I for one do not like people coming over to inspect my setup, Now if it was some one I know and trusted that would be a different story.
Sorry for rambling but I think its great what your doing.


----------



## APBT_Fanatic (Sep 1, 2010)

emysemys said:


> I'm a little worried about the no yard inspection thing too.
> 
> A couple years ago, when Maggie was still living here, we made an appointment to go do a yard inspection on a sulcata adoption. The folks were extremely nice folks, and gave me no reason to suspect they wouldn't be good tortoise-keepers. When we got to the house, we were amazed that these people would think a tortoise could live in their back yard. There was a path through the junk, but no actual grass or weeds.
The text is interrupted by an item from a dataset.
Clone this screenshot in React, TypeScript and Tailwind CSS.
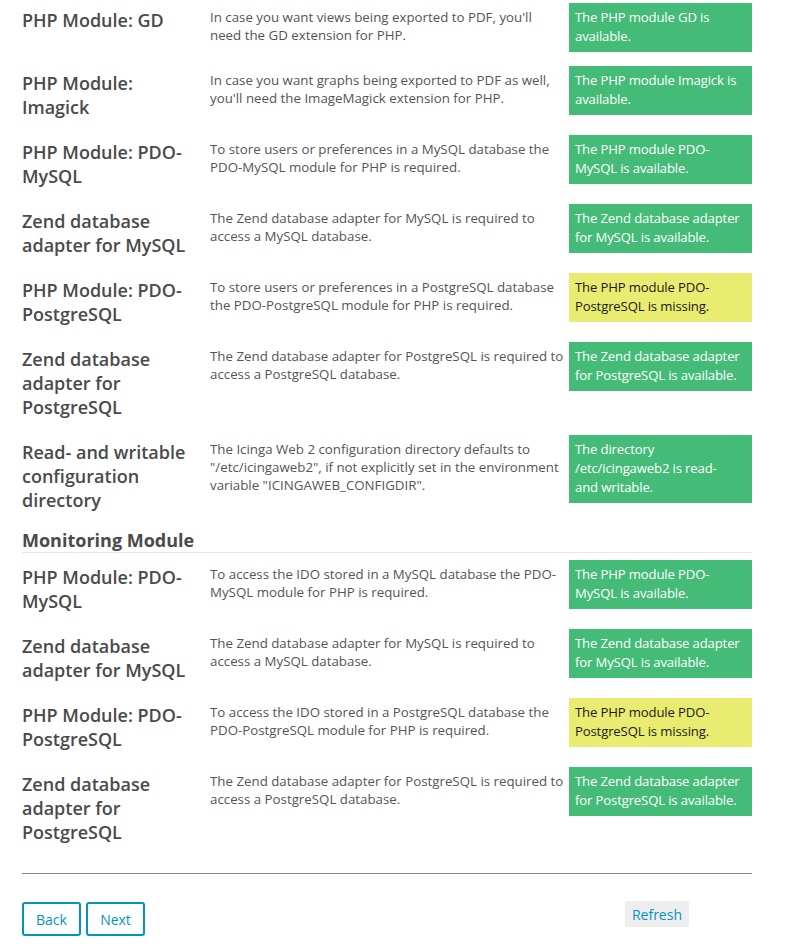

All there was in the back yard was junk...washing machines, sewing machines, old car bodies, motors...a regular junk yard.
> 
> Would you like to see a tortoise trying to live like that? Yes, they can go out and buy one, but then its not your responsibility anymore. They can buy whatever they want to. But it IS your responsibility when the tortoise is coming from YOU. If you are going to call yourself a rescue, then you have to have the tortoise's best interest at heart. And it is in his best interest to make sure you place him in a safe environment.



Again, I agree. Once you rescue the animal, it is your responsibility to place the animal in a good home.

We had a very similar situation with a potential home for one of our dogs. Even the application looked fine, but the housecheck.... we denied. The yard was small, but okay.... however, the inside of the house was disgusting beyond believe. Old newspapers, trash, etc. in piles ALL over the floor. There was not a clean spot in the house, nor any room for a dog, let alone a single human to live comfortably.

If you were just stating that there is no Sulcata over population, how to do plan to find these Sulcatas to rescue and adopt out?


----------



## TylerStewart (Sep 1, 2010)

Further note about the home/yard inspections - thinking about it today, what really is there to stop someone from having you go inspect his buddy's house or friend's house then just take the tortoise somewhere else? The people with the junkyard behind their house could just have a friend call a week later, send a rescue over there to inspect, then pick the tortoise up the next day if they really wanted to. People aren't dumb, and people know how to work the system. If they know that having a dog is going to make them fail an inspection, they'll send the dog next door for 15 minutes until the inspection is over. I understand the idea of a home inspection - I'm not saying it's a bad intention or idea, I just don't think it solves any problems. 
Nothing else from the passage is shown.